Intuition: A histogram is like stacking bricks. A KDE is like piling up sand. (Helpful demo 🔗)
Reflects the shape of the sand pile. Choose a shape.
\(K(t)\) is a probability density, that is, \(K(t)\geq 0\) and \(\int_{-\infty}^{\infty} K(t) dt =1\).
\(K(t)\) is symmetric about zero, that is, \(K(t)=K(-t)\).
[often] \(K(t)=0\) for \(|t|>1\).
Reflects the width of the pile of sand.
Scale the kernel by \(h\). \[ t \mapsto \frac{1}{h}K\left( \frac{t}{h}\right) \]

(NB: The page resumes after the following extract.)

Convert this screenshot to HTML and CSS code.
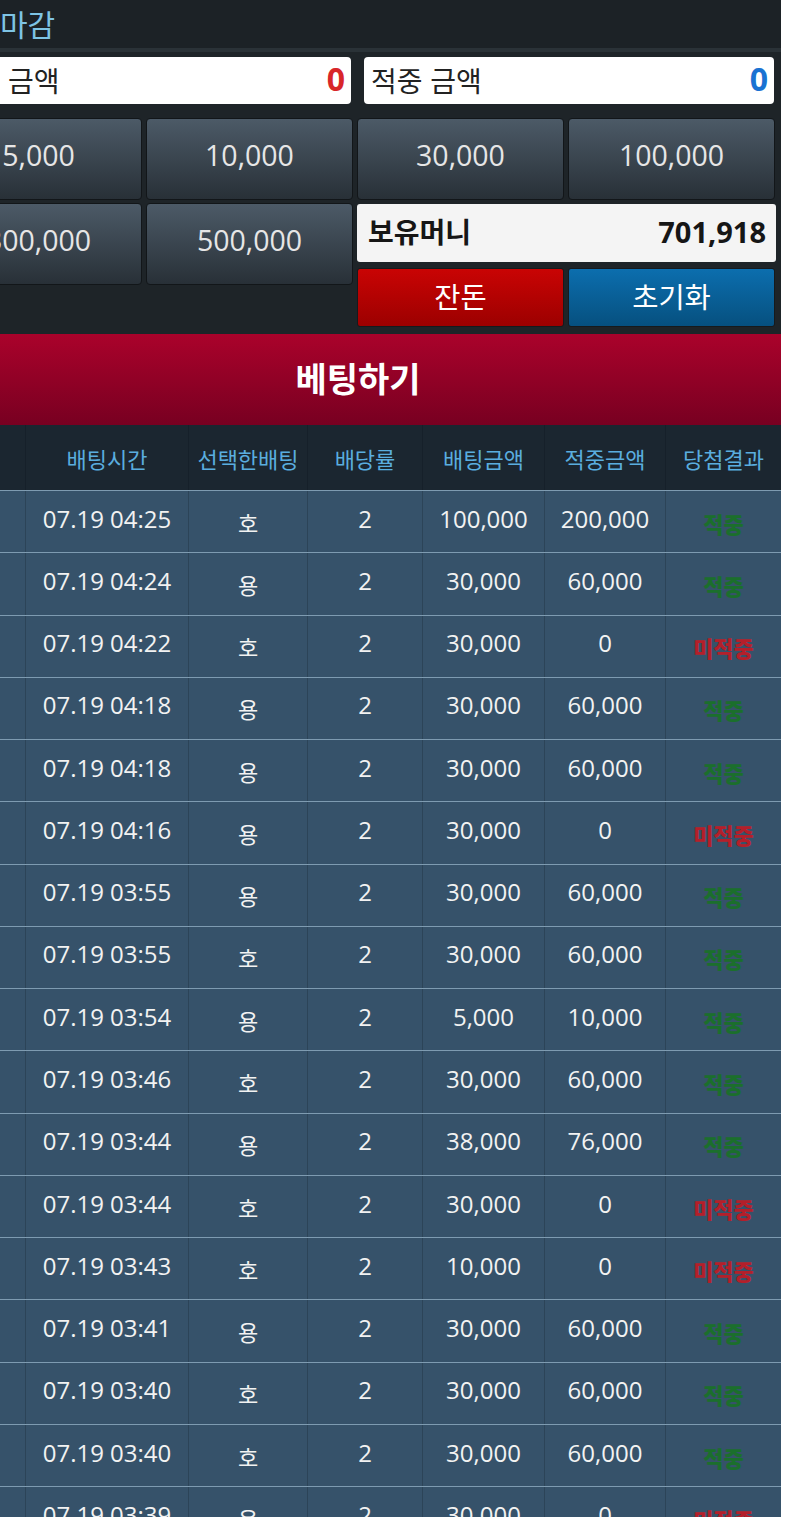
FILE: index.html
```html
<!DOCTYPE html>
<html lang="ko">
<head>
<meta charset="utf-8">
<link rel="stylesheet" href="styles.css">
</head>
<body>
<div class="page">
  <div class="stage">
    <div class="topbar"><span class="title">마감</span></div>
    <div class="controls">
      <div class="amounts">
        <div class="amount-box first"><span class="label">금액</span><span class="val red">0</span></div>
        <div class="amount-box"><span class="label">적중 금액</span><span class="val blue">0</span></div>
      </div>
      <div class="chips">
        <button class="chip">5,000</button>
        <button class="chip">10,000</button>
        <button class="chip">30,000</button>
        <button class="chip">100,000</button>
        <button class="chip">300,000</button>
        <button class="chip">500,000</button>
        <div class="side">
          <div class="money"><span>보유머니</span><span>701,918</span></div>
          <button class="act act-red">잔돈</button>
          <button class="act act-blue">초기화</button>
        </div>
      </div>
    </div>
    <div class="banner">베팅하기</div>
    <div class="table">
      <div class="row head">
        <div></div><div>배팅시간</div><div>선택한배팅</div><div>배당률</div><div>배팅금액</div><div>적중금액</div><div>당첨결과</div>
      </div>
      <div class="row"><div></div><div>07.19 04:25</div><div class="ko">호</div><div>2</div><div>100,000</div><div>200,000</div><div class="win">적중</div></div>
      <div class="row"><div></div><div>07.19 04:24</div><div class="ko">용</div><div>2</div><div>30,000</div><div>60,000</div><div class="win">적중</div></div>
      <div class="row"><div></div><div>07.19 04:22</div><div class="ko">호</div><div>2</div><div>30,000</div><div>0</div><div class="lose">미적중</div></div>
      <div class="row"><div></div><div>07.19 04:18</div><div class="ko">용</div><div>2</div><div>30,000</div><div>60,000</div><div class="win">적중</div></div>
      <div class="row"><div></div><div>07.19 04:18</div><div class="ko">용</div><div>2</div><div>30,000</div><div>60,000</div><div class="win">적중</div></div>
      <div class="row"><div></div><div>07.19 04:16</div><div class="ko">용</div><div>2</div><div>30,000</div><div>0</div><div class="lose">미적중</div></div>
      <div class="row"><div></div><div>07.19 03:55</div><div class="ko">용</div><div>2</div><div>30,000</div><div>60,000</div><div class="win">적중</div></div>
      <div class="row"><div></div><div>07.19 03:55</div><div class="ko">호</div><div>2</div><div>30,000</div><div>60,000</div><div class="win">적중</div></div>
      <div class="row"><div></div><div>07.19 03:54</div><div class="ko">용</div><div>2</div><div>5,000</div><div>10,000</div><div class="win">적중</div></div>
      <div class="row"><div></div><div>07.19 03:46</div><div class="ko">호</div><div>2</div><div>30,000</div><div>60,000</div><div class="win">적중</div></div>
      <div class="row"><div></div><div>07.19 03:44</div><div class="ko">용</div><div>2</div><div>38,000</div><div>76,000</div><div class="win">적중</div></div>
      <div class="row"><div></div><div>07.19 03:44</div><div class="ko">호</div><div>2</div><div>30,000</div><div>0</div><div class="lose">미적중</div></div>
      <div class="row"><div></div><div>07.19 03:43</div><div class="ko">호</div><div>2</div><div>10,000</div><div>0</div><div class="lose">미적중</div></div>
      <div class="row"><div></div><div>07.19 03:41</div><div class="ko">용</div><div>2</div><div>30,000</div><div>60,000</div><div class="win">적중</div></div>
      <div class="row"><div></div><div>07.19 03:40</div><div class="ko">호</div><div>2</div><div>30,000</div><div>60,000</div><div class="win">적중</div></div>
      <div class="row"><div></div><div>07.19 03:40</div><div class="ko">호</div><div>2</div><div>30,000</div><div>60,000</div><div class="win">적중</div></div>
      <div class="row"><div></div><div>07.19 03:39</div><div class="ko">용</div><div>2</div><div>30,000</div><div>0</div><div class="lose">미적중</div></div>
    </div>
  </div>
</div>
</body>
</html>
```

FILE: styles.css
```css
html, body {
  margin: 0;
  padding: 0;
  background: #ffffff;
}
body {
  font-family: "Open Sans", "Noto Sans CJK KR", sans-serif;
  height: 1517px;
  overflow: hidden;
}
.page {
  width: 781px;
  overflow: hidden;
  background: #1e2428;
}
.stage {
  width: 846px;
  margin-left: -65px;
}
.topbar {
  height: 48px;
  background: #1c2226;
  border-bottom: 4px solid #2a3237;
  display: flex;
  align-items: center;
  padding-left: 65px;
}
.title {
  font-family: "Noto Sans CJK KR", sans-serif;
  color: #7ec4e4;
  font-size: 30px;
  line-height: 1;
  margin-top: -2px;
}
.controls {
  background: #1e2428;
  padding: 5px 6px 7px 0;
}
.amounts {
  display: grid;
  grid-template-columns: 1fr 1fr;
  gap: 13px;
  padding-left: 6px;
  padding-right: 1px;
}
.amount-box {
  height: 47px;
  background: #ffffff;
  border-radius: 4px;
  display: flex;
  align-items: center;
  justify-content: space-between;
  padding: 0 6px 0 7px;
  box-sizing: border-box;
}
.amount-box.first {
  padding-left: 67px;
}
.label {
  font-family: "Noto Sans CJK KR", sans-serif;
  font-size: 28px;
  color: #222;
  line-height: 1;
  margin-top: -2px;
}
.val {
  font-family: "Open Sans", sans-serif;
  font-weight: 700;
  font-size: 32px;
  line-height: 1;
  margin-top: -4px;
}
.red { color: #d8262a; }
.blue { color: #1a72d2; }
.chips {
  margin-top: 14px;
  display: grid;
  grid-template-columns: repeat(4, 1fr);
  grid-template-rows: 82px auto;
  gap: 3px 4px;
}
.chip {
  height: 82px;
  border: 1px solid #121619;
  border-radius: 4px;
  background: linear-gradient(#4c5a67, #283037);
  color: #e6e6e6;
  font-family: "Open Sans", sans-serif;
  font-size: 28.5px;
  padding: 0 0 8px 0;
  margin: 0;
}
.side {
  grid-column: 3 / span 2;
  display: grid;
  grid-template-columns: 1fr 1fr;
  grid-template-rows: 58px 59px;
  gap: 6px 4px;
  padding-top: 1px;
}
.money {
  grid-column: 1 / span 2;
  background: #f4f4f4;
  border-radius: 3px;
  display: flex;
  align-items: center;
  justify-content: space-between;
  padding: 0 10px 4px 11px;
  font-weight: 700;
  font-size: 29px;
  color: #161616;
  margin-right: -1px;
}
.money span:first-child {
  font-family: "Noto Sans CJK KR", sans-serif;
  font-size: 28px;
}
.act {
  border: 1px solid #161a1d;
  border-radius: 3px;
  color: #ffffff;
  font-family: "Noto Sans CJK KR", sans-serif;
  font-size: 28.5px;
  padding: 0 0 4px 0;
  margin: 0;
}
.act-red {
  background: linear-gradient(#c90404, #9c0000);
}
.act-blue {
  background: linear-gradient(#0c6eae, #06507f);
}
.banner {
  height: 91px;
  background: linear-gradient(#aa022b, #780021);
  color: #ffffff;
  font-family: "Noto Sans CJK KR", sans-serif;
  font-weight: 700;
  font-size: 34px;
  display: flex;
  align-items: center;
  justify-content: center;
  padding-bottom: 4px;
  box-sizing: border-box;
}
.table {
  background: #36526a;
}
.row {
  display: grid;
  grid-template-columns: 90px 163px 119px 115px 122px 121px 116px;
  height: 62.27px;
  box-sizing: border-box;
  border-top: 1px solid #7e9bb1;
}
.row > div {
  display: flex;
  align-items: center;
  justify-content: center;
  border-left: 1px solid #2c4458;
  color: #f2f2f2;
  font-size: 24px;
  padding-bottom: 7px;
  box-sizing: border-box;
}
.row > div:first-child {
  border-left: none;
}
.row .ko {
  font-family: "Noto Sans CJK KR", sans-serif;
  font-size: 22px;
  padding-bottom: 0;
  padding-top: 0;
}
.row .win, .row .lose {
  font-family: "Noto Sans CJK KR", sans-serif;
  font-weight: 900;
  font-size: 22px;
  padding-bottom: 0;
  padding-top: 2px;
}
.row .win { color: #1b6f2c; }
.row .lose { color: #b41f2a; }
.row.head {
  height: 65px;
  border-top: none;
  background: #1b2630;
}
.row.head > div {
  color: #5aaddf;
  font-family: "Noto Sans CJK KR", sans-serif;
  font-size: 22px;
  border-left-color: #16202a;
  padding-bottom: 0;
}
```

Bandwidth controls the smoothness.
To compute \(f_{n,h}(t)\), shift the scaled kernel to each data point and take the average
\[ f_{n,h}(t)=\frac{1}{n}\left\{ \frac{1}{h} K\left( \frac{t-x_1}{h}\right) + ... + \frac{1}{h} K\left( \frac{t-x_n}{h}\right) \right\} \]
The empirical (cumulative) distribution function, or, eCDF, is defined by \[ F_n(x)=\frac{\big\lvert \{x_i \vert x_i\leq x \} \big\rvert}{n} \]
Consider the dataset: \(\{4,3,9,1,7\}\)
What is the relationship between the eCDF and kernel density estimator?
Suppose you have a histogram and an empirical distribution function \(F_n\) for the same dataset. Derive an expression for the height of the histogram on the bin \((a,b]\) in terms of \(F_n\), \(a\), and \(b\).
So far, we’ve only considered univariate data, that is, data with only one variable.
If we have pairs of datapoints, \(\left\{(x_1,y_1),...,(x_n,y_n)\right\}\), the data is called bivariate.
Scatterplots are used to investigate the relationship between variables.